Several of these differences mirror what Muotri has found studying neuronal development in the brains of children with autism. “I don’t want families to conclude that I’m comparing autistic kids to Neanderthals, but it’s an important observation,” says Muotri, who has a stepson with autism. “In modern humans, these types of changes are linked to defects in brain development that are needed for socialization. If we believe that’s one of our advantages over Neanderthals, it’s relevant.”
Muotri has developed the modern human brain organoids to the stage where his team can detect oscillating electrical signals within the balls of tissue. They are now wiring the organoids to robots that resemble crabs, hoping the organoids will learn to control the robots’ movements. Ultimately, Muotri wants to pit them against robots run by brain Neanderoids.
So it seems like a single base-pair change in the NOVA1 gene means the difference between popcorn brain and sphere brain.
Could this be the single mutation Richard Klein claimed caused behavioral modernity to fully blossom some 50,000 years ago? Perhaps before 50,000 years ago, both modern humans and Neanderthals had popcorn brain but after 50,000 years ago, modern humans suddenly mutated sphere brain, which allowed them to conquer Neanderthals and create representational art? Seems too simple to be true.
I guess the way to test this would be to see how long ago the mutation occurred and whether there was a selective sweep for the human variant around 50,000 years ago.
However since the NOVA1 gene seems related to both autism and schizophrenia, my guess is that it has something to do with executive functioning, the most elusive of cognitive abilities, and the impairment shared by both autistics and schizophrenics.
Richard Klein noted that before 50,000 years ago, humans were incapable of organizing their camp sites, They would eat, sleep, cook and defecate everywhere. After 50,000 years ago they suddenly started organizing campsites into cooking areas, eating areas, sleeping areas etc. Perhaps this was the dawn of executive functioning?

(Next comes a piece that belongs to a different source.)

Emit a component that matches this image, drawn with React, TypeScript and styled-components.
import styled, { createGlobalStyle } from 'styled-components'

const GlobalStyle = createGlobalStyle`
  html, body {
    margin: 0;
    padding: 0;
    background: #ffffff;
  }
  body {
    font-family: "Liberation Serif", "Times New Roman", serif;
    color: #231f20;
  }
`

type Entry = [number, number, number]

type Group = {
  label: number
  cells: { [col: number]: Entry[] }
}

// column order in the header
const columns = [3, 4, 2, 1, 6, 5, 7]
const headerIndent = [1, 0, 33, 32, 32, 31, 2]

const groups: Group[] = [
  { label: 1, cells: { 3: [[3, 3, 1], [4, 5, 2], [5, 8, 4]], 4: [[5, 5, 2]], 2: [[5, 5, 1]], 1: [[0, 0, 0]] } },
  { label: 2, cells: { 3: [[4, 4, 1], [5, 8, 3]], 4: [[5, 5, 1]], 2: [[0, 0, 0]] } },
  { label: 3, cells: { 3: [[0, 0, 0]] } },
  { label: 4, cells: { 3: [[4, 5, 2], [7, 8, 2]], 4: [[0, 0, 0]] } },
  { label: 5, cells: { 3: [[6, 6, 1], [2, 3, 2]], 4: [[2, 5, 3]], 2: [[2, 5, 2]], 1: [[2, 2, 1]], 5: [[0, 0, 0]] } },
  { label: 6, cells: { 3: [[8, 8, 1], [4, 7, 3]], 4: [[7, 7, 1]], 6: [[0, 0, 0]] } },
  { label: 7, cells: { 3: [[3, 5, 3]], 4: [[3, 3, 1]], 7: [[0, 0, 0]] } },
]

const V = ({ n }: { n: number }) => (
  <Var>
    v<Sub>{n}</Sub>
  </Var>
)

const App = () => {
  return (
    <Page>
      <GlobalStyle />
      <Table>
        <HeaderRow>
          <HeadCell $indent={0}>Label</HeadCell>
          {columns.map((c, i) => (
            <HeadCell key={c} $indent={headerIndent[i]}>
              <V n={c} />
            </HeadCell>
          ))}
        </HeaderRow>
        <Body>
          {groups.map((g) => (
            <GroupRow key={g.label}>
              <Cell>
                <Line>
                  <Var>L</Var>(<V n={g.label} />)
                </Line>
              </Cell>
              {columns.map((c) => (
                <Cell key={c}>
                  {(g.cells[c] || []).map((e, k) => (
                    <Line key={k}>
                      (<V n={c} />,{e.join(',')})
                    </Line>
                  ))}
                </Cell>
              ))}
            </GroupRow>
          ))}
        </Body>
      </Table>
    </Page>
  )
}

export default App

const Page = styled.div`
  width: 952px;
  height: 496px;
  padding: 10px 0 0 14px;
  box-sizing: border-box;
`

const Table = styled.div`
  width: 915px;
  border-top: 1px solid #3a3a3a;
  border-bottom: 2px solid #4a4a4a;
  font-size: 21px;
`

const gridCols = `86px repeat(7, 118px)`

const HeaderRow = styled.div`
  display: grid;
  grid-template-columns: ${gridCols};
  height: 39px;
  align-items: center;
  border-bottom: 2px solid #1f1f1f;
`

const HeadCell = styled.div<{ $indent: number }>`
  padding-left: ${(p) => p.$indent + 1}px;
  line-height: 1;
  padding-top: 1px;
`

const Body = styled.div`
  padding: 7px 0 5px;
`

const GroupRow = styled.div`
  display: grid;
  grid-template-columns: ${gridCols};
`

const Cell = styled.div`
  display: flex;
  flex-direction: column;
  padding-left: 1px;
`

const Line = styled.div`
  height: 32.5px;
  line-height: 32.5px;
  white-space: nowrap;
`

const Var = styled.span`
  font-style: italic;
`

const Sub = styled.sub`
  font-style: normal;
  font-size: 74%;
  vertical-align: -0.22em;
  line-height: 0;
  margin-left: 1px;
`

Btw, this is not the first time Neanderthal DNA has been linked to autism. Steve Hsu quoted scientists making the following claim:
Of particular interest is the modern human-specific duplication on 16p11.2 which encompasses the BOLA2 gene. This locus is the breakpoint of the 16p11.2 micro-deletion, which results in developmental delay, intellectual disability, and autism5,6. We genotyped the BOLA2 gene in 675 diverse human individuals sequenced to low coverage as part of the 1000 Genome Project Phase I7 to assess the population distribution of copy numbers in homo-sapiens (Figure S8.3). While both the Altai Neandertal and Denisova individual exhibit the ancestral diploid copy number as seen in all the non-human great apes, only a single human individual exhibits this diploid copy number state.

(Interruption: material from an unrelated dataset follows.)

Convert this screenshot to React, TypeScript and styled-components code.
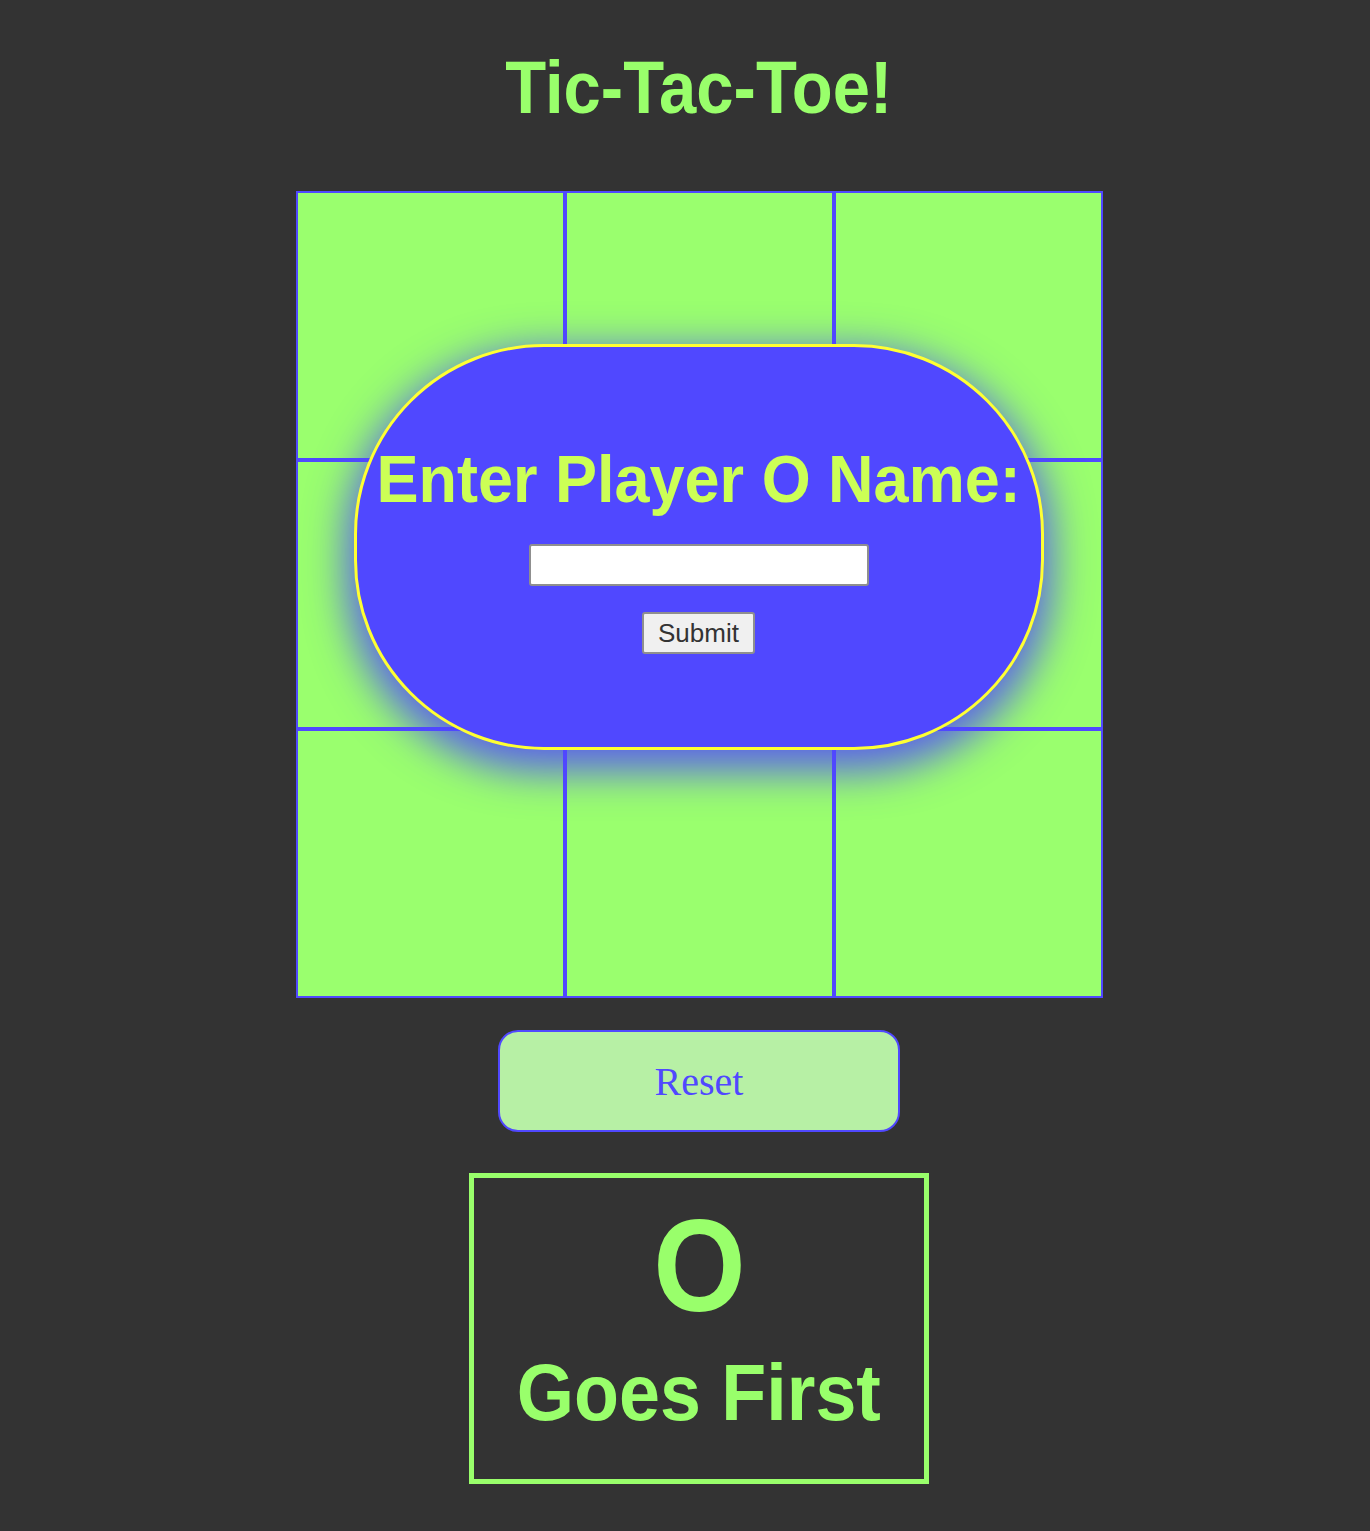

“…This locus is the breakpoint of the 16p11.2 micro-deletion, which results in developmental delay, intellectual disability, and autism5,6”
Not only autism apparently, but also “development delay” and “intellectual disability” (the second being a modern medical euphemism for mental retardation). So it could be something, as you suggest, something generally to do with executive functioning (but of course too early to tell for sure).